SES London 2009: Day 3 Review

Posted by Daniel Peden on February 19th, 2009

Conferences, Search Engine Strategies

So SES London 2009 is over. Day 3 was a much quieter day with far fewer speakers and less interesting sessions for the more advanced SEOer.

The day began with a session on brand reputation & management. Dave Synder began the session, running down hypothetical case studies and a ‘light’ and ‘dark’ side review to online reputation management (ORM). Synder is clearly a leader in this industry but didn’t give that much away in this session other than the basics, and why would he? After all that is his company’s IP. The message that was driven home at this session was that your own publishing network is essential to succeed.
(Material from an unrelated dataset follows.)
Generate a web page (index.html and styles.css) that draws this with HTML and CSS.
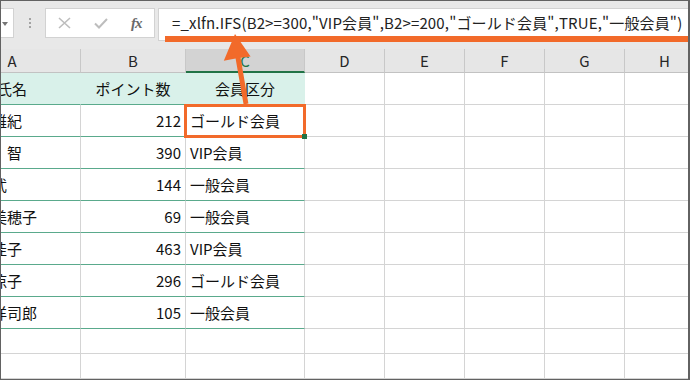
FILE: index.html
```html
<!DOCTYPE html>
<html lang="ja">
<head>
  <meta charset="UTF-8">
  <title>IFS関数</title>
  <link rel="stylesheet" href="styles.css">
</head>
<body>
  <div class="frame">
    <div class="toolbar">
      <div class="name-box"><span class="drop"></span></div>
      <div class="grip"><i></i><i></i><i></i></div>
      <div class="fx-box">
        <span class="fx-btn">
          <svg width="13" height="12" viewBox="0 0 13 12"><path d="M1 1 L12 11 M12 1 L1 11" stroke="#bdbdbd" stroke-width="1.6" fill="none"/></svg>
        </span>
        <span class="fx-btn">
          <svg width="14" height="11" viewBox="0 0 14 11"><path d="M1 5.5 L5 9.5 L13 1" stroke="#bdbdbd" stroke-width="2" fill="none"/></svg>
        </span>
        <span class="fx-btn fx-label">fx</span>
      </div>
      <div class="formula">=_xlfn.IFS(B2&gt;=300,"VIP会員",B2&gt;=200,"ゴールド会員",TRUE,"一般会員")</div>
    </div>

    <div class="sheet">
      <div class="col-head">A</div>
      <div class="col-head">B</div>
      <div class="col-head active">C</div>
      <div class="col-head">D</div>
      <div class="col-head">E</div>
      <div class="col-head">F</div>
      <div class="col-head">G</div>
      <div class="col-head">H</div>

      <div class="cell th">氏名</div>
      <div class="cell th">ポイント数</div>
      <div class="cell th">会員区分</div>
      <div class="cell"></div><div class="cell"></div><div class="cell"></div><div class="cell"></div><div class="cell"></div>

      <div class="cell td name">佐藤　雄紀</div>
      <div class="cell td num">212</div>
      <div class="cell td">ゴールド会員</div>
      <div class="cell"></div><div class="cell"></div><div class="cell"></div><div class="cell"></div><div class="cell"></div>

      <div class="cell td name">佐々木　智</div>
      <div class="cell td num">390</div>
      <div class="cell td">VIP会員</div>
      <div class="cell"></div><div class="cell"></div><div class="cell"></div><div class="cell"></div><div class="cell"></div>

      <div class="cell td name">山田　武</div>
      <div class="cell td num">144</div>
      <div class="cell td">一般会員</div>
      <div class="cell"></div><div class="cell"></div><div class="cell"></div><div class="cell"></div><div class="cell"></div>

      <div class="cell td name">鈴木　美穂子</div>
      <div class="cell td num">69</div>
      <div class="cell td">一般会員</div>
      <div class="cell"></div><div class="cell"></div><div class="cell"></div><div class="cell"></div><div class="cell"></div>

      <div class="cell td name">高橋　佳子</div>
      <div class="cell td num">463</div>
      <div class="cell td">VIP会員</div>
      <div class="cell"></div><div class="cell"></div><div class="cell"></div><div class="cell"></div><div class="cell"></div>

      <div class="cell td name">中村　涼子</div>
      <div class="cell td num">296</div>
      <div class="cell td">ゴールド会員</div>
      <div class="cell"></div><div class="cell"></div><div class="cell"></div><div class="cell"></div><div class="cell"></div>

      <div class="cell td name">小林　洋司郎</div>
      <div class="cell td num">105</div>
      <div class="cell td">一般会員</div>
      <div class="cell"></div><div class="cell"></div><div class="cell"></div><div class="cell"></div><div class="cell"></div>

      <div class="cell"></div><div class="cell"></div><div class="cell"></div><div class="cell"></div>
      <div class="cell"></div><div class="cell"></div><div class="cell"></div><div class="cell"></div>

      <div class="cell"></div><div class="cell"></div><div class="cell"></div><div class="cell"></div>
      <div class="cell"></div><div class="cell"></div><div class="cell"></div><div class="cell"></div>
    </div>

    <!-- callout overlays -->
    <div class="underline"></div>
    <div class="selection"><span class="handle"></span></div>
    <svg class="arrow" width="690" height="380" viewBox="0 0 690 380">
      <polygon points="243.6,104.6 235.6,58.6 223.8,60.7 235,34 250.6,56.6 240.6,57.7 248.4,103.4" fill="#f26a2a"/>
    </svg>
  </div>
</body>
</html>
```

FILE: styles.css
```css
* {
  margin: 0;
  padding: 0;
  box-sizing: border-box;
}

body {
  font-family: "Noto Sans CJK JP", "Noto Sans", sans-serif;
  background: #ffffff;
}

.frame {
  position: relative;
  width: 690px;
  height: 380px;
  border: 1px solid #626262;
  border-right-width: 2px;
  overflow: hidden;
  background: #ffffff;
}

/* formula bar */
.toolbar {
  display: flex;
  align-items: flex-start;
  height: 48px;
  padding-top: 7px;
  background: #e8e8e8;
}

.name-box {
  position: relative;
  width: 13px;
  height: 30px;
  background: #ffffff;
  border: 1px solid #d2d2d2;
  border-left: none;
}

.drop {
  position: absolute;
  left: 1px;
  top: 13px;
  border-left: 3px solid transparent;
  border-right: 3px solid transparent;
  border-top: 4px solid #757575;
}

.grip {
  display: flex;
  flex-direction: column;
  gap: 2px;
  margin: 10px 0 0 15px;
}

.grip i {
  display: block;
  width: 2px;
  height: 2px;
  background: #a3a3a3;
}

.fx-box {
  display: flex;
  align-items: center;
  width: 110px;
  height: 30px;
  margin-left: 14px;
  padding-left: 1px;
  background: #ffffff;
  border: 1px solid #d2d2d2;
}

.fx-btn {
  display: flex;
  justify-content: center;
  align-items: center;
  width: 36px;
}

.fx-label {
  font-family: "Liberation Serif", serif;
  font-style: italic;
  font-weight: bold;
  font-size: 15px;
  color: #6a6a6a;
  letter-spacing: -1px;
}

.formula {
  flex: 1;
  height: 33px;
  margin-left: 3px;
  padding: 3px 0 0 13px;
  background: #ffffff;
  border: 1px solid #d2d2d2;
  border-right: none;
  font-size: 15px;
  letter-spacing: 0.15px;
  color: #222222;
  white-space: nowrap;
  overflow: hidden;
}

/* worksheet */
.sheet {
  display: grid;
  grid-template-columns: 137px 105px 119px 80px 80px 80px 80px 80px;
  grid-template-rows: 24px repeat(8, 32px) 25px 25px;
  margin-left: -57px;
}

.col-head {
  display: flex;
  justify-content: center;
  align-items: center;
  background: #e6e6e6;
  border-right: 1px solid #c8c8c8;
  border-bottom: 1px solid #c2c2c2;
  font-size: 15px;
  color: #262626;
}

.col-head.active {
  background: #d3d3d3;
  color: #217346;
  border-bottom: 2px solid #217346;
}

.cell {
  display: flex;
  align-items: center;
  padding: 0 4px;
  border-right: 1px solid #d4d4d4;
  border-bottom: 1px solid #d4d4d4;
  font-size: 15px;
  color: #111111;
  white-space: nowrap;
}

.th {
  justify-content: center;
  background: #d9f1ea;
  border-right-color: #d9f1ea;
  border-bottom-color: #5aaa8c;
}

.td {
  border-bottom-color: #5aaa8c;
}

.name {
  padding-left: 3px;
}

.num {
  justify-content: flex-end;
}

/* callout */
.underline {
  position: absolute;
  top: 35px;
  left: 164px;
  width: 530px;
  height: 6px;
  background: #f26a2a;
}

.selection {
  position: absolute;
  top: 103px;
  left: 183px;
  width: 122px;
  height: 34px;
  border: 3px solid #f26a2a;
}

.handle {
  position: absolute;
  right: -4px;
  bottom: -4px;
  width: 5px;
  height: 5px;
  background: #217346;
}

.arrow {
  position: absolute;
  top: -1px;
  left: -1px;
}
```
Building up a database of Digg power user accounts, YouTube power accounts and Reddit users on your ‘books’. This is apparently the only way to consistently get results.
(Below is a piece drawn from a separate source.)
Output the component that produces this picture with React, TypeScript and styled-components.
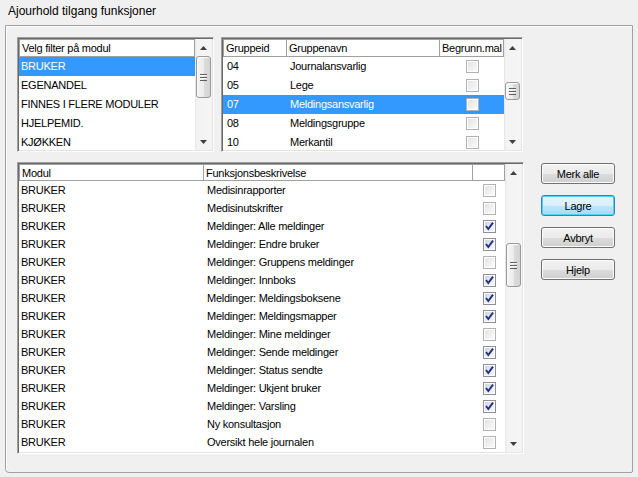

The next session I attended was on search term research and targeting. This was a very good mix of panellists: tools, analysis and ‘academic’ as it was put in the session. The session covered everything from keyword discovery, assignment and re-analysis. There were some very interesting tool suggestions and Google Analytics add-ons suggested in this session, which I will examine and report on at a later date. One of the more interesting issues covered was judging the value of a keyword. This should never be done solely on search traffic! A site can have all the traffic in the world but if it doesn’t convert the way you want, what’s the point? The panel examined using conversion rates, profit margins, etc to determine keyword value, this is something that is not used enough on many search campaigns.
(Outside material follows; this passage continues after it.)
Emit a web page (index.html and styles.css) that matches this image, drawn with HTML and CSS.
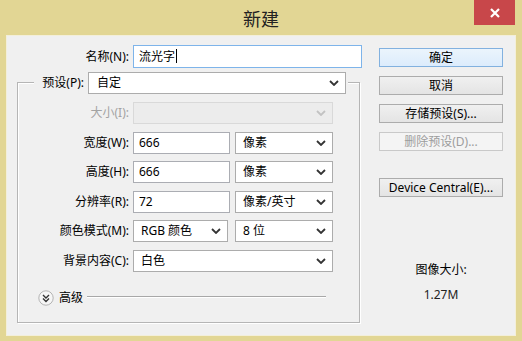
FILE: index.html
```html
<!DOCTYPE html>
<html lang="zh-CN">
<head>
<meta charset="utf-8">
<title>新建</title>
<link rel="stylesheet" href="styles.css">
</head>
<body>
<div class="window">
  <div class="titlebar">
    <span></span>
    <span class="title">新建</span>
    <span class="close"><svg width="12" height="10" viewBox="0 0 12 10"><path d="M2 1 L10 9 M10 1 L2 9" stroke="#fff" stroke-width="2.2" fill="none"/></svg></span>
  </div>
  <div class="client">
    <div class="form">
      <div class="name-row">
        <span class="lbl">名称(N):</span>
        <div class="input focus">流光字<span class="caret"></span></div>
      </div>
      <fieldset class="group">
        <legend class="legend">
          <div class="legend-in">
            <span class="lbl preset-lbl">预设(P):</span>
            <div class="select preset">自定<svg class="chev" width="10" height="6" viewBox="0 0 10 6"><polyline points="1,1 5,5 9,1"/></svg></div>
          </div>
        </legend>
        <div class="frow first">
          <span class="lbl disabled-lbl">大小(I):</span>
          <div class="select disabled w200"><span></span><svg class="chev" width="10" height="6" viewBox="0 0 10 6"><polyline points="1,1 5,5 9,1"/></svg></div>
        </div>
        <div class="frow">
          <span class="lbl">宽度(W):</span>
          <div class="pair">
            <div class="input num">666</div>
            <div class="select unit">像素<svg class="chev" width="10" height="6" viewBox="0 0 10 6"><polyline points="1,1 5,5 9,1"/></svg></div>
          </div>
        </div>
        <div class="frow">
          <span class="lbl">高度(H):</span>
          <div class="pair">
            <div class="input num">666</div>
            <div class="select unit">像素<svg class="chev" width="10" height="6" viewBox="0 0 10 6"><polyline points="1,1 5,5 9,1"/></svg></div>
          </div>
        </div>
        <div class="frow">
          <span class="lbl">分辨率(R):</span>
          <div class="pair">
            <div class="input num">72</div>
            <div class="select unit">像素/英寸<svg class="chev" width="10" height="6" viewBox="0 0 10 6"><polyline points="1,1 5,5 9,1"/></svg></div>
          </div>
        </div>
        <div class="frow">
          <span class="lbl">颜色模式(M):</span>
          <div class="pair wide-gap">
            <div class="select mode">RGB 颜色<svg class="chev" width="10" height="6" viewBox="0 0 10 6"><polyline points="1,1 5,5 9,1"/></svg></div>
            <div class="select unit">8 位<svg class="chev" width="10" height="6" viewBox="0 0 10 6"><polyline points="1,1 5,5 9,1"/></svg></div>
          </div>
        </div>
        <div class="frow">
          <span class="lbl">背景内容(C):</span>
          <div class="select w200">白色<svg class="chev" width="10" height="6" viewBox="0 0 10 6"><polyline points="1,1 5,5 9,1"/></svg></div>
        </div>
        <div class="adv">
          <svg class="adv-icon" width="16" height="16" viewBox="0 0 16 16">
            <circle cx="8" cy="8" r="7.2" fill="#f6f6f6" stroke="#b4b4b4" stroke-width="1"/>
            <polyline points="5,5 8,8 11,5" fill="none" stroke="#333" stroke-width="1.4"/>
            <polyline points="5,8.5 8,11.5 11,8.5" fill="none" stroke="#333" stroke-width="1.4"/>
          </svg>
          <span class="adv-text">高级</span>
          <span class="adv-line"></span>
        </div>
      </fieldset>
    </div>
    <div class="side">
      <div class="btn default">确定</div>
      <div class="btn">取消</div>
      <div class="btn">存储预设(S)...</div>
      <div class="btn disabled">删除预设(D)...</div>
      <div class="btn device">Device Central(E)...</div>
      <div class="imgsize">
        <div class="imgsize-lbl">图像大小:</div>
        <div class="imgsize-val">1.27M</div>
      </div>
    </div>
  </div>
</div>
</body>
</html>
```

FILE: styles.css
```css
* { box-sizing: border-box; }
html, body { margin: 0; padding: 0; }
body {
  width: 522px;
  height: 341px;
  overflow: hidden;
  font-family: "Noto Sans", "Noto Sans CJK SC", sans-serif;
  font-size: 12px;
  color: #000;
}
.window {
  width: 522px;
  height: 341px;
  background: #e2d694;
  display: flex;
  flex-direction: column;
}
.titlebar {
  height: 36px;
  display: grid;
  grid-template-columns: 1fr auto 1fr;
  align-items: start;
}
.title {
  font-family: "Noto Sans CJK SC", sans-serif;
  font-size: 18px;
  line-height: 36px;
  color: #222;
}
.close {
  justify-self: end;
  margin-right: 7px;
  width: 41px;
  height: 25px;
  background: #c8474a;
  display: flex;
  align-items: center;
  justify-content: center;
}
.client {
  margin: 0 7px;
  height: 299px;
  background: #f0f0f0;
  box-shadow: 0 0 0 1px #f3efda;
  display: flex;
}
.form {
  width: 372px;
  flex: none;
  padding: 9px 0 0 10px;
}
.lbl {
  text-align: right;
  white-space: nowrap;
  line-height: 16px;
}
.name-row {
  display: grid;
  grid-template-columns: 112px 229px;
  column-gap: 4px;
  align-items: center;
  height: 23px;
}
.input {
  height: 22px;
  background: #fff;
  border: 1px solid #abadb3;
  padding: 0 5px;
  line-height: 20px;
  white-space: nowrap;
}
.input.focus {
  height: 23px;
  border-color: #7eb4ea;
  line-height: 21px;
}
.caret {
  display: inline-block;
  width: 1px;
  height: 14px;
  background: #000;
  vertical-align: -2px;
  margin-left: 1px;
}
.group {
  margin: 2px 0 0 0;
  width: 343px;
  min-width: 0;
  padding: 0 0 16px 0;
  border: 1px solid #b5b5b5;
  box-shadow: inset 1px 1px 0 #fff, 1px 1px 0 #fff;
}
.legend {
  margin-left: 16px;
  padding: 2px 2px 0;
  background: #f0f0f0;
}
.legend-in {
  display: flex;
  align-items: center;
  gap: 4px;
}
.preset-lbl { width: 48px; }
.select {
  height: 22px;
  background: #fff;
  border: 1px solid #acacac;
  padding: 0 6px 0 7px;
  display: flex;
  align-items: center;
  justify-content: space-between;
  line-height: 20px;
  white-space: nowrap;
}
.chev {
  flex: none;
  fill: none;
  stroke: #333;
  stroke-width: 1.8;
}
.preset { width: 258px; padding-left: 8px; }
.w200 { width: 200px; }
.unit { width: 98px; }
.mode { width: 95px; }
.num { width: 97px; }
.select.disabled {
  background: #ececec;
  border-color: #d9d9d9;
}
.select.disabled .chev { stroke: #c2c2c2; }
.disabled-lbl { color: #a3a3a3; }
.frow {
  display: grid;
  grid-template-columns: 111px auto;
  column-gap: 4px;
  align-items: center;
  height: 22px;
  margin-top: 7.5px;
}
.frow.first { margin-top: 8px; }
.pair {
  display: flex;
  gap: 5px;
}
.pair.wide-gap { gap: 7px; }
.adv {
  display: flex;
  align-items: center;
  height: 16px;
  margin: 18.5px 0 0 20px;
}
.adv-icon { flex: none; }
.adv-text {
  margin-left: 5px;
  line-height: 16px;
}
.adv-line {
  width: 239px;
  height: 2px;
  margin-left: 4px;
  margin-top: -2px;
  border-top: 1px solid #a8a8a8;
  border-bottom: 1px solid #fff;
}
.side {
  width: 124px;
  flex: none;
  padding-top: 12px;
  display: flex;
  flex-direction: column;
  gap: 9px;
}
.btn {
  height: 19px;
  border: 1px solid #acacac;
  background: linear-gradient(#f0f0f0, #e4e4e4);
  text-align: center;
  line-height: 17px;
  white-space: nowrap;
}
.btn.default {
  border-color: #82b1df;
  background: linear-gradient(#ebf4fc, #dcecfc);
}
.btn.disabled {
  color: #9d9d9d;
  border-color: #c9c9c9;
  background: #f4f4f4;
}
.btn.device { margin-top: 18px; }
.imgsize {
  margin-top: 56px;
  text-align: center;
  line-height: 16px;
}
.imgsize-val {
  margin-top: 9px;
  color: #222;
}
```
Another one of my bug bears about campaigns and this was summed up by Dave Chaffey when asked “what’s the biggest mistake to make in keyword research?” Dave’s response was: “Not looking at the tail, only looking at the head!” This was something that rings true on a lot of campaigns we take over, the previous company has only focused on the major search terms and not even considered the 100s of long tail phrases that should convert at a higher rate.

The final session I want to report on is called Beyond Link Bait. Essentially this covered the additional ways you can acquire links with suggestions such as guest blogging and article dropping. These are nothing new. Similar to the earlier ORM this session also suggested building relationships with bloggers and journalists and creating a database of journalists who have previously published your news. One of the more interesting pieces of information, but this was not confirmed as true. Was that 301 redirects are not passing as much power as they have previously done. Where a 301 was expected to pass all power across, it’s now not passing the full amount. This was new to me, but to be honest I’m not surprised. 301 redirects should be used show robots that a page or site has permanently moved. So presumably the moved page will have similar content to that of the new page. I can see this being a factor should Google decide that 301s don’t pass as much power, unless the pages are very similar.

Overall SES London is essential for anybody involved in Search. For the more advanced, you will probably know 99.9% of what is said, but occasionally there are unique nuggets of information you may not have know before.